Cox isn't the only one to hear that version of events from DuBose. Kris Palmer, a former researcher with NBC's Unsolved Mysteries reported much the same thing in 1991. When she spoke with DuBose, he told her that the real debris had gone on to Washington in a sealed pouch and that a weather balloon had been on the floor in General Ramey's office.
But the most enlightening of the interviews comes from Don Ecker formerly of UFO magazine and now the host of Dark Matters Radio on KGRA digital radio. Shandera had called Ecker, telling him that he would arrange for Ecker to interview DuBose about this issue. Ecker, however, didn't wait and called DuBose on his own. DuBose then offered the weather balloon/switch version of events. When Ecker reported that to Shandera, Shandera said for him to wait. He'd talk to DuBose.
After Shandera talked to DuBose, he called Ecker and said, "Now call him." DuBose then said that the debris on the floor hadn't been switched and that it was the stuff that Marcel had brought from Roswell. It should be pointed out here that Palmer called DuBose after all this took place. Without Shandera there to prime the pump, DuBose told weather balloon/switch version of events. It was only after close questioning by Shandera could that version be heard. It is not unlike a skillful attorney badgering a witness in a volatile trial. Under the stress of the interview and the close questioning, the witness can be confused for a period of time. Left alone to sort out the details, the correct version of events bubbles to the surface.

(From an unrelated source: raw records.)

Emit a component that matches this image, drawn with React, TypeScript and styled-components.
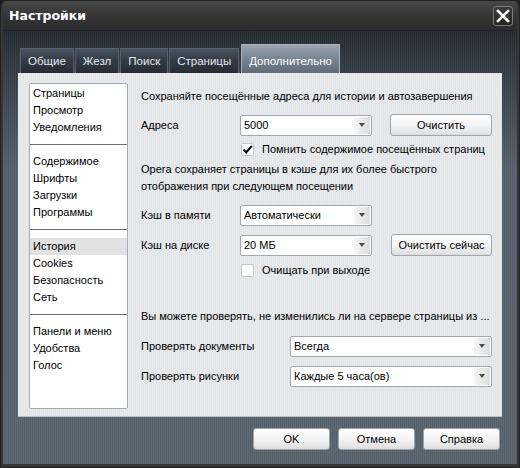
import styled, { createGlobalStyle } from 'styled-components';

const GlobalStyle = createGlobalStyle`
  html, body {
    margin: 0;
    padding: 0;
    background: #1e1e1e;
  }
  body {
    font-family: "Liberation Sans", Arial, sans-serif;
    font-size: 11px;
  }
`;

const sideGroups = [
  ['Страницы', 'Просмотр', 'Уведомления'],
  ['Содержимое', 'Шрифты', 'Загрузки', 'Программы'],
  ['История', 'Cookies', 'Безопасность', 'Сеть'],
  ['Панели и меню', 'Удобства', 'Голос'],
];

const tabs = ['Общие', 'Жезл', 'Поиск', 'Страницы', 'Дополнительно'];

export default function App() {
  return (
    <>
      <GlobalStyle />
      <Window>
        <TitleBar>
          <Title>Настройки</Title>
          <CloseButton>
            <svg width="14" height="14" viewBox="0 0 14 14">
              <path d="M2 2 L12 12 M12 2 L2 12" stroke="#fff" strokeWidth="2.6" strokeLinecap="square" />
            </svg>
          </CloseButton>
        </TitleBar>
        <Body>
          <TabRow>
            {tabs.map((t, i) => (
              <Tab key={t} $active={i === tabs.length - 1}>{t}</Tab>
            ))}
          </TabRow>
          <Panel>
            <SideList>
              {sideGroups.map((group, gi) => (
                <div key={gi}>
                  {gi > 0 && <Separator />}
                  {group.map(item => (
                    <SideItem key={item} $selected={item === 'История'}>{item}</SideItem>
                  ))}
                </div>
              ))}
            </SideList>
            <Content>
              <Heading>Сохраняйте посещённые адреса для истории и автозавершения</Heading>
              <FieldRow $top={9}>
                <Label>Адреса</Label>
                <Combo $width={132}>
                  <ComboText>5000</ComboText>
                  <ComboArrow><Triangle /></ComboArrow>
                </Combo>
                <Button $width={102} $ml={18}>Очистить</Button>
              </FieldRow>
              <CheckRow $top={5}>
                <CheckBox>
                  <svg width="13" height="13" viewBox="0 0 13 13">
                    <path d="M2.5 6.5 L5.2 9.5 L10.8 2.8" stroke="#000" strokeWidth="2" fill="none" />
                  </svg>
                </CheckBox>
                Помнить содержимое посещённых страниц
              </CheckRow>
              <Paragraph>
                Opera сохраняет страницы в кэше для их более быстрого<br />
                отображения при следующем посещении
              </Paragraph>
              <FieldRow $top={9}>
                <Label>Кэш в памяти</Label>
                <Combo $width={132}>
                  <ComboText>Автоматически</ComboText>
                  <ComboArrow><Triangle /></ComboArrow>
                </Combo>
              </FieldRow>
              <FieldRow $top={8}>
                <Label>Кэш на диске</Label>
                <Combo $width={132}>
                  <ComboText>20 МБ</ComboText>
                  <ComboArrow><Triangle /></ComboArrow>
                </Combo>
                <Button $width={101} $ml={19}>Очистить сейчас</Button>
              </FieldRow>
              <CheckRow $top={6}>
                <CheckBox />
                Очищать при выходе
              </CheckRow>
              <Heading $top={30}>Вы можете проверять, не изменились ли на сервере страницы из ...</Heading>
              <FieldRow $top={10}>
                <Label $width={149}>Проверять документы</Label>
                <Combo $width={202}>
                  <ComboText>Всегда</ComboText>
                  <ComboArrow><Triangle /></ComboArrow>
                </Combo>
              </FieldRow>
              <FieldRow $top={8}>
                <Label $width={149}>Проверять рисунки</Label>
                <Combo $width={202}>
                  <ComboText>Каждые 5 часа(ов)</ComboText>
                  <ComboArrow><Triangle /></ComboArrow>
                </Combo>
              </FieldRow>
            </Content>
          </Panel>
          <Footer>
            <Button $width={77}>OK</Button>
            <Button $width={77}>Отмена</Button>
            <Button $width={77}>Справка</Button>
          </Footer>
        </Body>
      </Window>
    </>
  );
}

const Window = styled.div`
  width: 520px;
  height: 468px;
  box-sizing: border-box;
  display: flex;
  flex-direction: column;
  background: #363636;
  border: 1px solid #222;
  border-radius: 7px 7px 0 0;
  padding: 0 2px 3px 2px;
  overflow: hidden;
`;

const TitleBar = styled.div`
  height: 29px;
  flex: none;
  display: flex;
  align-items: center;
  justify-content: space-between;
  padding: 0 4px 0 6px;
  background: linear-gradient(#474747, #333333 60%, #2c2c2c);
`;

const Title = styled.div`
  color: #fff;
  font-family: "DejaVu Sans", Tahoma, sans-serif;
  font-weight: bold;
  font-size: 12.5px;
  margin-top: -1px;
`;

const CloseButton = styled.div`
  width: 20px;
  height: 20px;
  box-sizing: border-box;
  border: 1px solid #7a7a7a;
  border-radius: 3px;
  background: linear-gradient(#3a3a3a, #262626);
  display: flex;
  align-items: center;
  justify-content: center;
  margin-top: 1px;
`;

const Body = styled.div`
  flex: 1;
  display: flex;
  flex-direction: column;
  padding: 13px 15px 0 15px;
  background:
    repeating-linear-gradient(90deg, rgba(255,255,255,0.035) 0 1px, rgba(0,0,0,0.04) 1px 2px),
    linear-gradient(#252b32, #3b454f 60px, #56626e 140px, #58646f);
  border-top: 1px solid #1f2327;
`;

const TabRow = styled.div`
  display: flex;
  align-items: flex-end;
  gap: 1px;
  padding-left: 2px;
  height: 29px;
`;

const Tab = styled.div<{ $active?: boolean }>`
  height: ${p => (p.$active ? 29 : 25)}px;
  box-sizing: border-box;
  padding: 0 7px;
  display: flex;
  align-items: center;
  padding-top: ${p => (p.$active ? 4 : 0)}px;
  font-size: 11.5px;
  color: ${p => (p.$active ? '#fff' : '#e4e8ec')};
  border: 1px solid ${p => (p.$active ? '#a9b3bd' : '#566270')};
  border-bottom: none;
  background: ${p =>
    p.$active
      ? 'linear-gradient(#9aa5b0, #7a8794 45%, #5f6b78)'
      : 'linear-gradient(#4a5561, #333c46 45%, #252c34)'};
  margin-left: ${p => (p.$active ? 1 : 0)}px;
`;

const Panel = styled.div`
  height: 344px;
  box-sizing: border-box;
  display: flex;
  padding: 10px 10px 7px 11px;
  background:
    repeating-linear-gradient(90deg, #e8eaec 0 1px, #e2e4e6 1px 2px);
  border-bottom: 1px solid #b9bec4;
`;

const SideList = styled.div`
  width: 99px;
  flex: none;
  box-sizing: border-box;
  background: #fff;
  border: 1px solid #a3acb6;
  border-radius: 2px;
  padding: 1px 0;
`;

const SideItem = styled.div<{ $selected?: boolean }>`
  height: 17px;
  line-height: 17px;
  padding-left: 3px;
  color: #000;
  white-space: nowrap;
  background: ${p => (p.$selected ? '#e2e2e2' : 'transparent')};
`;

const Separator = styled.div`
  height: 17px;
  display: flex;
  align-items: center;
  &::after {
    content: '';
    flex: 1;
    height: 1px;
    background: #6e6e6e;
  }
`;

const Content = styled.div`
  flex: 1;
  display: flex;
  flex-direction: column;
  padding: 5px 0 0 13px;
  color: #000;
`;

const Heading = styled.div<{ $top?: number }>`
  line-height: 17px;
  margin-top: ${p => p.$top ?? 0}px;
  white-space: nowrap;
`;

const Paragraph = styled.div`
  line-height: 17px;
  margin-top: 4px;
`;

const FieldRow = styled.div<{ $top: number }>`
  display: flex;
  align-items: center;
  height: 22px;
  margin-top: ${p => p.$top}px;
`;

const Label = styled.div<{ $width?: number }>`
  width: ${p => p.$width ?? 99}px;
  flex: none;
`;

const Combo = styled.div<{ $width: number }>`
  width: ${p => p.$width}px;
  height: 21px;
  box-sizing: border-box;
  display: flex;
  background: #fff;
  border: 1px solid #a2a9b2;
  border-radius: 2px;
`;

const ComboText = styled.div`
  flex: 1;
  padding-left: 3px;
  line-height: 19px;
`;

const ComboArrow = styled.div`
  width: 16px;
  margin: 1px;
  background: linear-gradient(90deg, #f6f6f6, #dcdcdc);
  display: flex;
  align-items: center;
  justify-content: center;
`;

const Triangle = styled.div`
  width: 0;
  height: 0;
  border-left: 3.5px solid transparent;
  border-right: 3.5px solid transparent;
  border-top: 4px solid #4a4a4a;
`;

const Button = styled.div<{ $width: number; $ml?: number }>`
  width: ${p => p.$width}px;
  height: 22px;
  box-sizing: border-box;
  margin-left: ${p => p.$ml ?? 0}px;
  display: flex;
  align-items: center;
  justify-content: center;
  border: 1px solid #9ea5ad;
  border-radius: 3px;
  background: linear-gradient(#ffffff, #f4f4f4 50%, #dedede);
  color: #000;
  white-space: nowrap;
`;

const CheckRow = styled.div<{ $top: number }>`
  display: flex;
  align-items: center;
  height: 16px;
  margin-top: ${p => p.$top}px;
  padding-left: 100px;
  gap: 8px;
`;

const CheckBox = styled.div`
  width: 13px;
  height: 13px;
  box-sizing: border-box;
  background: #fff;
  border: 1px solid #c4c8cc;
  border-radius: 2px;
  display: flex;
  align-items: center;
  justify-content: center;
  svg { flex: none; }
`;

const Footer = styled.div`
  flex: 1;
  display: flex;
  justify-content: flex-end;
  align-items: flex-start;
  gap: 8px;
  padding: 11px 2px 0 0;
`;
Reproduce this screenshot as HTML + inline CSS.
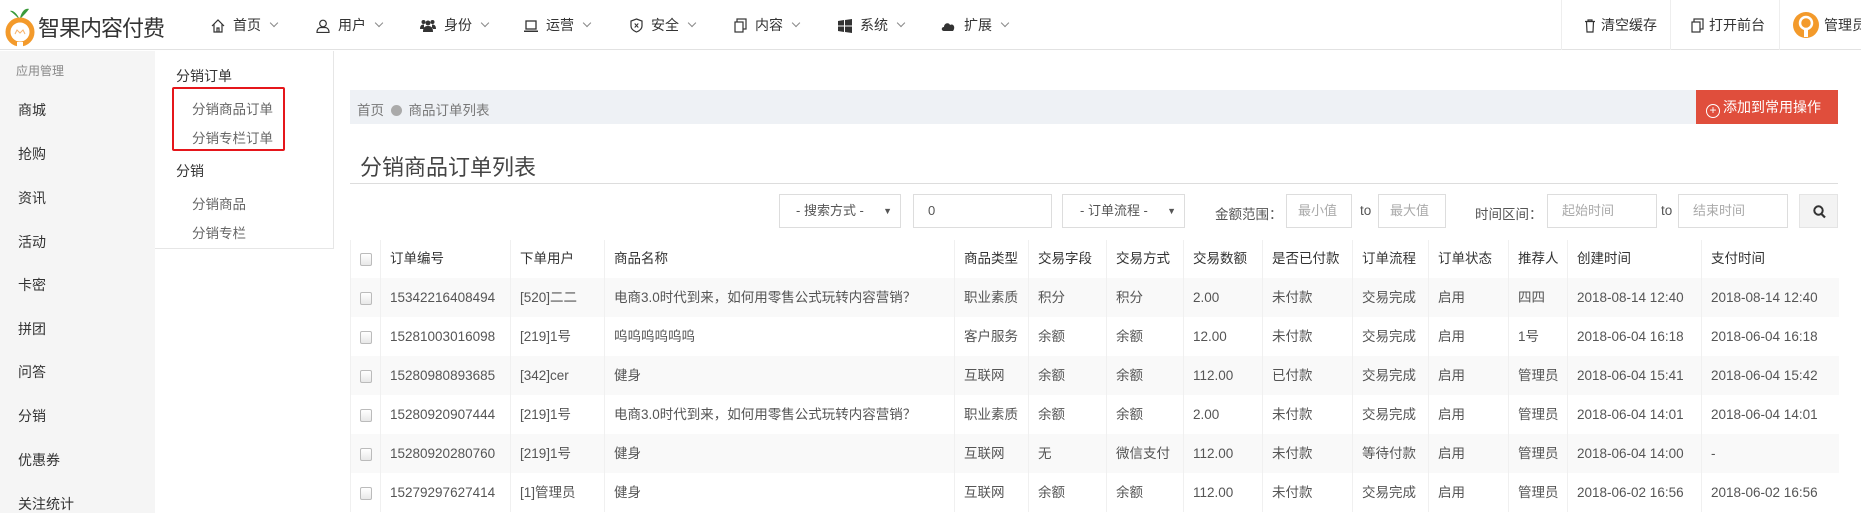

The point here is that sometimes following the footnotes to their source isn’t enough. You have to explore other avenues of information to ensure that the footnotes are accurate. In this case, because I’m immersed in the minutia of Roswell, I knew where to look for the additional information and that additional information paints a different picture than that found if you only followed the footnotes to Korff.